The city also has a new corporate image, including a cog-type symbol with five notches designed to represent its five pioneering qualities – leadership, creation, discovery, innovation and an ability to challenge.

But none of these was discovered by the Audit Commission. Its report demonstrated how, with minimal public or committee room consultation, the local Labour Party decided that £96m would be spent putting central heating and double glazing into 25,000 of the city's 38,000 council houses.

The logic was breathtaking, considering that about 3,500 of the city's 115,000 stock remain empty and that the people pouring out of the city's run-down Orchard Park and Bransholme council estates insist that the lack of local amenities and schools and the presence of crime are their problem, not the quality of their windows. Worse still, the municipality is still £20m in debt to the banks which loaned it capital to build the houses in the first place, in the 1960s and 1970s.

The ruling Liberal Democrat group, whose schadenfreude was unmistakeable yesterday, also claims that the kitchens and bathroom of the many council houses it has inherited are still not up to the Government's decent homes standards, despite the £95m spend.

"There could have been match funding for the council house spending at least," said Chris Jarvis, an independent councillor now in charge of housing. "The Commission has said the £95m spend wasn't necessary. Our council officers privately advised the same."

The Lib-Dems have always complained bitterly that the council house money was used to elicit votes. Four out of seven council estates which received house improvements first were in Liberal Democrat wards, where they were rushed through before local elections.

There were also claims from the Lib-Dems that the city's education provision was ignored at a time when Hull's schools were bottom of the national league table table for GCSE A to C grades; and that the spending plans were pushed through Hull's new cabinet structure without discussion.

Labour politicians immediately hit back, claiming with that their spending commitments reflected public desire.
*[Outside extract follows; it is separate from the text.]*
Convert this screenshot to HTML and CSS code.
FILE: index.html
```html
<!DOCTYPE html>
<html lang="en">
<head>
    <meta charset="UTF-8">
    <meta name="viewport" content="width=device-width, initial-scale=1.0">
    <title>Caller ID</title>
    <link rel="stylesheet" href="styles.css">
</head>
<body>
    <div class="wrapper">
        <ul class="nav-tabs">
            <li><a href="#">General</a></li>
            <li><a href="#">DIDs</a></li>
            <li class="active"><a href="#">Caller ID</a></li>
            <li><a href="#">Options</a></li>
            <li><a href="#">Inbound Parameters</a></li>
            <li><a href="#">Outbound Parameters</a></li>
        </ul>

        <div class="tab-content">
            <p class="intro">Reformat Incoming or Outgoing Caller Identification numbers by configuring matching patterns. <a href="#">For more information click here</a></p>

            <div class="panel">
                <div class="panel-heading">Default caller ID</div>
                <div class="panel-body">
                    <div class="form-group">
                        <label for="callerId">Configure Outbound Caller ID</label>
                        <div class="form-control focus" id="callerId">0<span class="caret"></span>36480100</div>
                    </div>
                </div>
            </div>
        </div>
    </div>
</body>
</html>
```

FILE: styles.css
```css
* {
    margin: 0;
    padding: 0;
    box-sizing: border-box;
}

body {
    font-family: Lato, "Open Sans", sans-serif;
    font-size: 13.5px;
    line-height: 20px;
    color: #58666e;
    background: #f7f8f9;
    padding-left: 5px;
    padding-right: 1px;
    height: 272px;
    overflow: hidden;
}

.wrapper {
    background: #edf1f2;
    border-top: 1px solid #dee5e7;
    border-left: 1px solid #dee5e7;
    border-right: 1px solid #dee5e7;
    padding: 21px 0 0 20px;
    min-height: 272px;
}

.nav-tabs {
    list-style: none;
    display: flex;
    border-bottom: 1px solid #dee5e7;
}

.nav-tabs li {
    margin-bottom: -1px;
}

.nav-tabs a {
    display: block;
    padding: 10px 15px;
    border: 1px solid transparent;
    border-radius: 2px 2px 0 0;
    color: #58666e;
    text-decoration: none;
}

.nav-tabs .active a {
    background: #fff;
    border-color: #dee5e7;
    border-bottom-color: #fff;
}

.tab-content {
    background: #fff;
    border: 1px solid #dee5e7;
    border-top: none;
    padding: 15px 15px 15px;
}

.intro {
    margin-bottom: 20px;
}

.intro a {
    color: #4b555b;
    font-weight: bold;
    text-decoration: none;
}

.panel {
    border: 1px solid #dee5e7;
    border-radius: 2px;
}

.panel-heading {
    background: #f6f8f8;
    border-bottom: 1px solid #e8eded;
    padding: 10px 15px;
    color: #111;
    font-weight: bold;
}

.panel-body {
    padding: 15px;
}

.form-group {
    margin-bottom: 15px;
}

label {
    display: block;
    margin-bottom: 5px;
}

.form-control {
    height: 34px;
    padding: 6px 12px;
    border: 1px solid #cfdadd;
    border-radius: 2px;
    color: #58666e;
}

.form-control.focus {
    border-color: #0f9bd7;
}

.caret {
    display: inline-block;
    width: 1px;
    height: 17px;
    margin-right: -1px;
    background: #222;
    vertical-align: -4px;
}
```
The issue of how to spend "KC" – as the Kingston windfallwas known – dominated local discussion in 1999 and when The Independent canvassed views in 1999. Council house improvements certainly emerged as the most popular form of social democracy. The strategy seemed to have worked when Labour returned to power in May 1999 with a bigger swing than any other municipality in the UK.

But beneath the surface, a history of poor leadership, in-fighting and bullying by interfering councillors festered, the Audit Commission said. Councillors got the city into financial problems by setting "unrealistic" budgets, failing to tackle serious housing problems and avoiding making difficult decisions, according to the 78-page report which followed a two-week corporate governance inspection, two months before Labour were overthrown.
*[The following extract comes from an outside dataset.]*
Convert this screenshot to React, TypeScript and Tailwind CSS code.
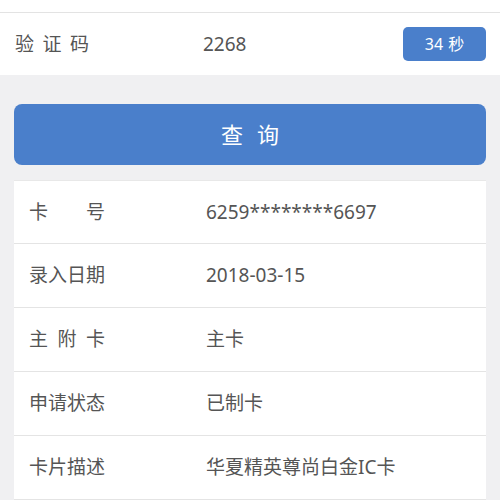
import React from "react";

const font = { fontFamily: '"Noto Sans", "Noto Sans CJK SC", sans-serif' };

const rows: { label: string; value: string }[] = [
  { label: "卡号", value: "6259********6697" },
  { label: "录入日期", value: "2018-03-15" },
  { label: "主附卡", value: "主卡" },
  { label: "申请状态", value: "已制卡" },
  { label: "卡片描述", value: "华夏精英尊尚白金IC卡" },
];

export default function App() {
  return (
    <div
      className="w-[500px] h-[500px] overflow-hidden bg-[#f0f0f2] text-[#555]"
      style={font}
    >
      <div className="h-[13px] bg-white border-b border-[#e3e3e3]" />
      <div className="h-[62px] bg-white flex items-center pl-[15px] pr-[14px]">
        <div className="w-[188px] shrink-0">
          <div className="w-[74px] text-[19px] leading-none [text-align-last:justify]">
            验证码
          </div>
        </div>
        <div className="text-[19px] leading-none">2268</div>
        <div className="ml-auto w-[83px] h-[34px] rounded-[5px] bg-[#4a7fcb] text-white text-[16px] flex items-center justify-center gap-[5px]">
          <span>34</span>
          <span>秒</span>
        </div>
      </div>
      <div className="mt-[29px] mx-[14px] h-[61px] rounded-[8px] bg-[#4a7fcb] text-white text-[22px] flex items-center justify-center gap-[14px]">
        <span>查</span>
        <span>询</span>
      </div>
      <div className="mt-[15px] mx-[14px] bg-white border-t border-[#e8e8e8]">
        {rows.map((r, i) => (
          <div
            key={i}
            className="h-[64px] flex items-center pl-[15px] border-b border-[#e4e4e4] first:h-[63px]"
          >
            <div className="w-[177px] shrink-0">
              <div className="w-[76px] text-[19px] leading-none [text-align-last:justify]">
                {r.label}
              </div>
            </div>
            <div className="text-[19px] leading-none">{r.value}</div>
          </div>
        ))}
      </div>
    </div>
  );
}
There was praise for educational improvements and partnership work which has led to grant-funded regeneration. But on the whole, cash raised from the flotation had not been well spent and the city's housing stock had been badly managed.

"The scale of the problems now facing the council is daunting," the Commission concluded. "The quality of leadership has begun to improve, but it has suffered from in-fighting and has not shaken off a legacy of bullying by some members."
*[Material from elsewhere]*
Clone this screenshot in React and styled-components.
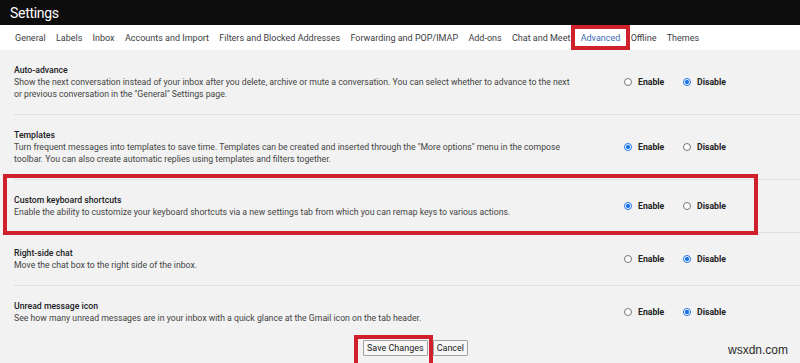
import styled, { createGlobalStyle } from "styled-components";

const GlobalStyle = createGlobalStyle`
    html, body {
        margin: 0;
        padding: 0;
    }
    body {
        background: #f2f2f2;
        font-family: Roboto, "Liberation Sans", sans-serif;
        overflow: hidden;
    }
`

const Page = styled.div`
    position: relative;
    width: 800px;
    height: 363px;
    overflow: hidden;
    background: #f2f2f2;
`

const TopBar = styled.header`
    height: 25px;
    background: #0d0d0d;
    display: flex;
    align-items: center;
    padding-left: 10px;
`

const Title = styled.h1`
    margin: 0;
    font-size: 14px;
    font-weight: 400;
    color: #fff;
    letter-spacing: -0.3px;
`

const Tabs = styled.nav`
    height: 25px;
    background: #fff;
    display: flex;
    align-items: stretch;
    gap: 10.3px;
    padding-left: 15px;
`

const Tab = styled.span`
    position: relative;
    display: flex;
    align-items: center;
    font-size: 9px;
    color: ${p => p.$active ? "#3d6cb3" : "#3c4043"};
`

const Mark = styled.span`
    position: absolute;
    border: 4px solid #d0202c;
    pointer-events: none;
`

const TabMark = styled(Mark)`
    top: 0;
    bottom: 0;
    left: -10px;
    right: -10px;
`

const List = styled.div`
    display: flex;
    flex-direction: column;
`

const Section = styled.section`
    position: relative;
    margin-left: 14px;
    padding: 14px 0;
    display: grid;
    grid-template-columns: 610px auto;
    align-items: center;
    border-bottom: 1px solid #e0e0e0;

    &:last-child {
        border-bottom: none;
    }
`

const RowMark = styled(Mark)`
    top: -6px;
    bottom: -3px;
    left: -11px;
    width: 747px;
`

const Info = styled.div`
    max-width: 560px;
`

const Name = styled.div`
    font-size: 8.7px;
    line-height: 12px;
    font-weight: 500;
    color: #202124;
`

const Desc = styled.div`
    font-size: 8.7px;
    line-height: 12px;
    color: #444;
`

const Options = styled.div`
    display: flex;
    align-items: center;
`

const Option = styled.label`
    display: flex;
    align-items: center;
    gap: 6px;
    width: ${p => p.$w}px;
    font-size: 8.7px;
    font-weight: 700;
    color: #222;
`

const Radio = styled.span`
    box-sizing: border-box;
    width: 8px;
    height: 8px;
    border-radius: 50%;
    border: 1px solid ${p => p.$on ? "#1a73e8" : "#767676"};
    background: ${p => p.$on ? "radial-gradient(circle, #1a73e8 0 2px, #fff 2.2px)" : "#fff"};
`

const Actions = styled.div`
    position: relative;
    display: flex;
    gap: 5px;
    padding: 2px 0 0 363px;
`

const ButtonWrap = styled.span`
    position: relative;
    display: flex;
`

const SaveMark = styled(Mark)`
    top: -5px;
    bottom: -14px;
    left: -9px;
    right: -5px;
`

const Button = styled.button`
    height: 16px;
    padding: 0 3px;
    font-family: Roboto, "Liberation Sans", sans-serif;
    font-size: 9px;
    color: #222;
    background: #f7f7f7;
    border: 1px solid #a3a3a3;
    border-radius: 1px;
`

const Watermark = styled.span`
    position: absolute;
    right: 12px;
    bottom: 6px;
    font-family: "Liberation Sans", sans-serif;
    font-size: 12px;
    color: #2a2a2a;
`

const tabs = ["General", "Labels", "Inbox", "Accounts and Import", "Filters and Blocked Addresses",
    "Forwarding and POP/IMAP", "Add-ons", "Chat and Meet", "Advanced", "Offline", "Themes"]

const settings = [
    {
        name: "Auto-advance",
        desc: "Show the next conversation instead of your inbox after you delete, archive or mute a conversation. You can select whether to advance to the next or previous conversation in the \"General\" Settings page.",
        on: false,
    },
    {
        name: "Templates",
        desc: "Turn frequent messages into templates to save time. Templates can be created and inserted through the \"More options\" menu in the compose toolbar. You can also create automatic replies using templates and filters together.",
        on: true,
    },
    {
        name: "Custom keyboard shortcuts",
        desc: "Enable the ability to customize your keyboard shortcuts via a new settings tab from which you can remap keys to various actions.",
        on: true,
        marked: true,
    },
    {
        name: "Right-side chat",
        desc: "Move the chat box to the right side of the inbox.",
        on: false,
    },
    {
        name: "Unread message icon",
        desc: "See how many unread messages are in your inbox with a quick glance at the Gmail icon on the tab header.",
        on: false,
    },
]

export default function App(){
    return(
        <Page>
            <GlobalStyle />
            <TopBar>
                <Title>Settings</Title>
            </TopBar>
            <Tabs>
                {tabs.map(t => (
                    <Tab key={t} $active={t === "Advanced"}>
                        {t}
                        {t === "Advanced" && <TabMark />}
                    </Tab>
                ))}
            </Tabs>
            <List>
                {settings.map(s => (
                    <Section key={s.name}>
                        {s.marked && <RowMark />}
                        <Info>
                            <Name>{s.name}</Name>
                            <Desc>{s.desc}</Desc>
                        </Info>
                        <Options>
                            <Option $w={59}><Radio $on={s.on} />Enable</Option>
                            <Option><Radio $on={!s.on} />Disable</Option>
                        </Options>
                    </Section>
                ))}
            </List>
            <Actions>
                <ButtonWrap>
                    <SaveMark />
                    <Button>Save Changes</Button>
                </ButtonWrap>
                <Button>Cancel</Button>
            </Actions>
            <Watermark>wsxdn.com</Watermark>
        </Page>
    )
}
It remained unclear last night whether Nick Raynsford, the Local Government Minister to whom Mr Prescott has delegated the Hull issue to prevent a conflict of interests, will now intervene in the city's affairs. The city's new Lib-Dem leader Simone Butterworth has said she would welcome this.

"Above all this episode demonstrates the need for transparency and quality control," said Mr Jarvis. "It demonstrates to Labour – at every level, town hall to Westminster – that throwing money at problems is not a solution and will not necessarily win votes."

But political lessons were of minimal concern to the people of Hull. Unemployment in the city remains at 6.9 per cent – well above the Yorkshire and Humberside average of 4.1 per cent, two-thirds of households have incomes of less than £15,000 and now the Commission is warning that the city council must cut its budget by 10 per cent (£30m) over the next two years to balance its books.

A headline the city thought it would not seen for years was back on the front page of the Hull Daily Mail yesterday: "Council tax rise is on the cards". The party is over.

Windfall - where the money went

Hull council sold 55 per cent of Kingston Communications, raising £259m. The main spending projects – which have not all yet been completed – were:

* Road and city repairs and improvements. A scheme to improve the city centre has cost £7m, including a sizeable amount on hanging baskets, according to several sources. A total of £37m has gone on mending roads and pavements.

* A "super stadium" costing £32m. Loved by the many rugby devotees but a source of rancour among just as many local people, this will replace the worn-out grounds housing Hull's rugby league and football clubs. Some fear its central location will create traffic problems.

* Central heating and double glazing costing £96m for 25,000 of the city's 38,000 council-owned houses. The expenditure was questioned by the Audit Commission because 3,000 of the homes are empty. But Labour insists the cash was only spent in areas where there is a waiting list.

* Other building repairs. A total of £32m has gone on repairs to council buildings and £35m on fixing schools. Labour claims the quality of school buildings will rival any in Britain when the programme is finished.